§ Given exercise: Repeat the material below word for word and leave out all pictures.

§ Given data:
--------------------------------
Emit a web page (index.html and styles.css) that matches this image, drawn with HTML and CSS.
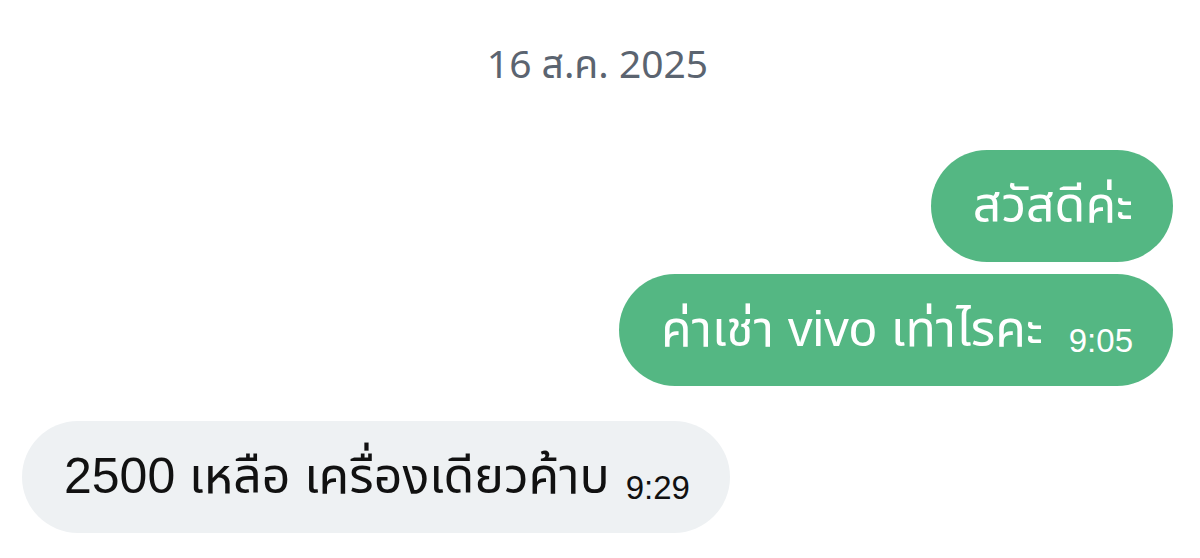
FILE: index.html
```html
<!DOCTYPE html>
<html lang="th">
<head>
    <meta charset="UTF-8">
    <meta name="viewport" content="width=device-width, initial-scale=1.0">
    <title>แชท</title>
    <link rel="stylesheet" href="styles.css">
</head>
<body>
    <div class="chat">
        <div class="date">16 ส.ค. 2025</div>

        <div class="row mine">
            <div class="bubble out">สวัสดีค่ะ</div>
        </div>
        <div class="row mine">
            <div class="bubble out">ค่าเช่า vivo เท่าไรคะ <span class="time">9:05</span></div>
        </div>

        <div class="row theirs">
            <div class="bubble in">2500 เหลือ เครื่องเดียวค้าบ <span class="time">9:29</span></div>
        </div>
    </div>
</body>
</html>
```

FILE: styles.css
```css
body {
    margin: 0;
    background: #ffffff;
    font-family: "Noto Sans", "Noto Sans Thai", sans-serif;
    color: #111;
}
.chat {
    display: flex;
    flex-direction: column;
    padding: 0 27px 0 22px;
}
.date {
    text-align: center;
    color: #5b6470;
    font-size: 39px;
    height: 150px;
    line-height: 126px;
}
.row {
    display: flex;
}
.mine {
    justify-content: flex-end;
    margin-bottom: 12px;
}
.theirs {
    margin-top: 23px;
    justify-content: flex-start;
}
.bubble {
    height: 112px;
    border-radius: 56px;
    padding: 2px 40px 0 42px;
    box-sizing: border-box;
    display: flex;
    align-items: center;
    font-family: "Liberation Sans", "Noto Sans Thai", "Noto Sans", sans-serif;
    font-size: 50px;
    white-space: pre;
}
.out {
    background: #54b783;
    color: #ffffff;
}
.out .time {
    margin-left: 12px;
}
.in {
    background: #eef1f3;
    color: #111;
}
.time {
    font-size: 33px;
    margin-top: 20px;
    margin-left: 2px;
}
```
--------------------------------
§ Solution to the problem:
Emit a web page (index.html and styles.css) that matches this image, drawn with HTML and CSS.
FILE: index.html
```html
<!DOCTYPE html>
<html lang="th">
<head>
    <meta charset="UTF-8">
    <meta name="viewport" content="width=device-width, initial-scale=1.0">
    <title>แชท</title>
    <link rel="stylesheet" href="styles.css">
</head>
<body>
    <div class="chat">
        <div class="date">16 ส.ค. 2025</div>

        <div class="row mine">
            <div class="bubble out">สวัสดีค่ะ</div>
        </div>
        <div class="row mine">
            <div class="bubble out">ค่าเช่า vivo เท่าไรคะ <span class="time">9:05</span></div>
        </div>

        <div class="row theirs">
            <div class="bubble in">2500 เหลือ เครื่องเดียวค้าบ <span class="time">9:29</span></div>
        </div>
    </div>
</body>
</html>
```

FILE: styles.css
```css
body {
    margin: 0;
    background: #ffffff;
    font-family: "Noto Sans", "Noto Sans Thai", sans-serif;
    color: #111;
}
.chat {
    display: flex;
    flex-direction: column;
    padding: 0 27px 0 22px;
}
.date {
    text-align: center;
    color: #5b6470;
    font-size: 39px;
    height: 150px;
    line-height: 126px;
}
.row {
    display: flex;
}
.mine {
    justify-content: flex-end;
    margin-bottom: 12px;
}
.theirs {
    margin-top: 23px;
    justify-content: flex-start;
}
.bubble {
    height: 112px;
    border-radius: 56px;
    padding: 2px 40px 0 42px;
    box-sizing: border-box;
    display: flex;
    align-items: center;
    font-family: "Liberation Sans", "Noto Sans Thai", "Noto Sans", sans-serif;
    font-size: 50px;
    white-space: pre;
}
.out {
    background: #54b783;
    color: #ffffff;
}
.out .time {
    margin-left: 12px;
}
.in {
    background: #eef1f3;
    color: #111;
}
.time {
    font-size: 33px;
    margin-top: 20px;
    margin-left: 2px;
}
```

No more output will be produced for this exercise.